The administration Roosevelt led got the horse back in front, using its leverage to push private capital to work for public good, culminating in a government-led shift to a “war economy” to ramp up production and eventually defeat the Nazis. The unprecedented crises of Roosevelt’s tenure required the co-opting of the business elite, but in a manner in which the state both acted in the public good and remained uncorrupted by those it was meant to be regulating – a very rare sight in the modern day.
The fact is, the Prayut government does not own all of Thailand’s means of production. The ability of the government to mobilize it during times of hardship requires mechanisms which are built up over many years.
Whether it’s the Defense Production Act in the United States which President Trump is belatedly using to build ventilators, or the nationalized banks and credit controls which drove Japan and Korea’s rapid development in the second half of the 20th century, the government needs to develop strategies for co-opting private capital during times of crisis.

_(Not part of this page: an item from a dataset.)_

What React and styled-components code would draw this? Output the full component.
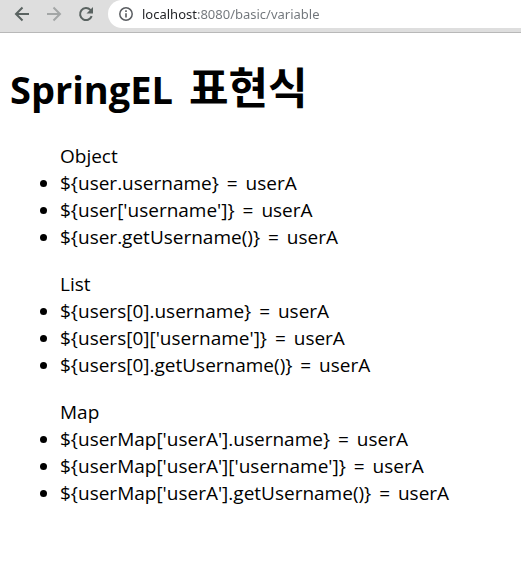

It is certainly problematic that the government needs to call on “help” and “donations” from the private sector, but the issue lies mostly in the framing of the PM’s approach. It is a reflection of the lack of institutions present for co-opting their support when it is desperately needed; something that can only be built up over an extended period of time.
If you want something to be outraged about, be upset at the decades of laissez-faire capitalism which has led us to be unprepared for this moment, not at the fact that the government is trying to remedy the situation in the only way available to it.
There is an understandable worry that the cart drives the horse in this country, but surely we shouldn’t be outraged that the two have to go together in the first place.